From Rupert Hargreaves. “The problem with market bubbles is they are hard to spot. Even for those investors who have experienced market booms and busts in the past, market bubbles can creep up on them as there is really no definitive way of predicting them. This collection of quotes from some of history’s greatest investors, policymakers and economists discusses market bubbles and how to prepare for them.”

“‘Fear and euphoria are dominant forces, and fear is many multiples the size of euphoria. Bubbles go up very slowly as euphoria builds. Then fear hits, and it comes down very sharply. When I started to look at that, I was sort of intellectually shocked. Contagion is the critical phenomenon which causes the thing to fall apart.’ — Alan Greenspan.”

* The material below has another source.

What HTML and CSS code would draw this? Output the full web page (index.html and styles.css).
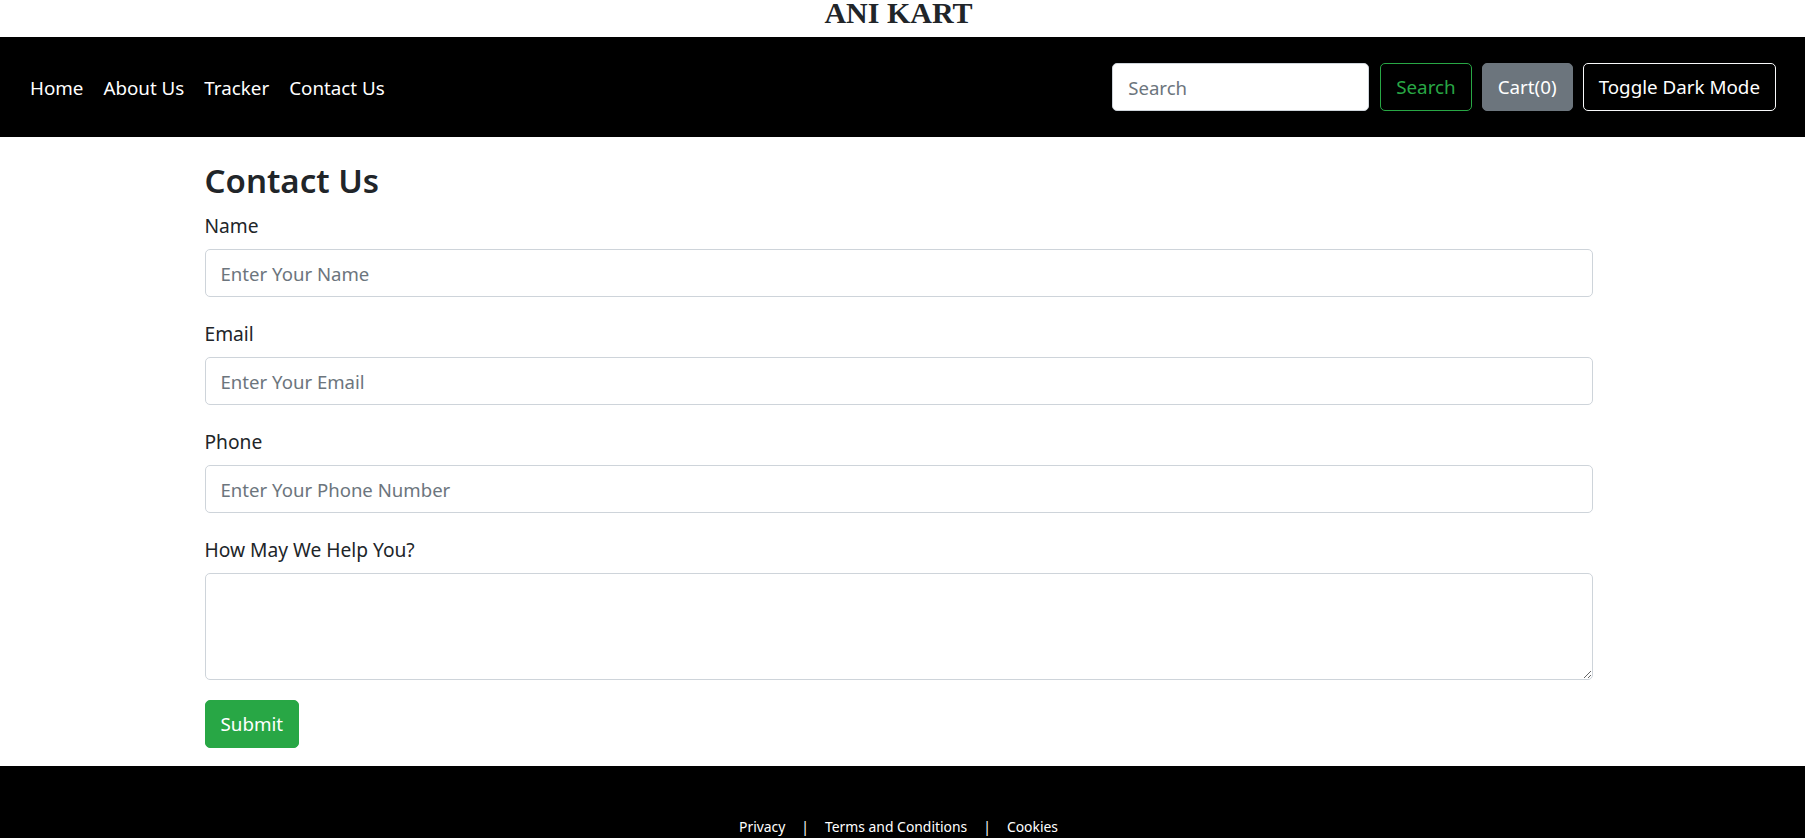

“‘Investment bubbles and high animal spirits do not materialize out of thin air. They need extremely favorable economic fundamentals together with free and easy, cheap credit, and they need it for at least two or three years. Importantly, they also need serial pleasant surprises in such critical variables as global GNP growth. Bubbles have quite a few things in common, but housing bubbles have a spectacular thing in common, and that is every one of them is considered unique and different.’ — Jeremy Grantham.”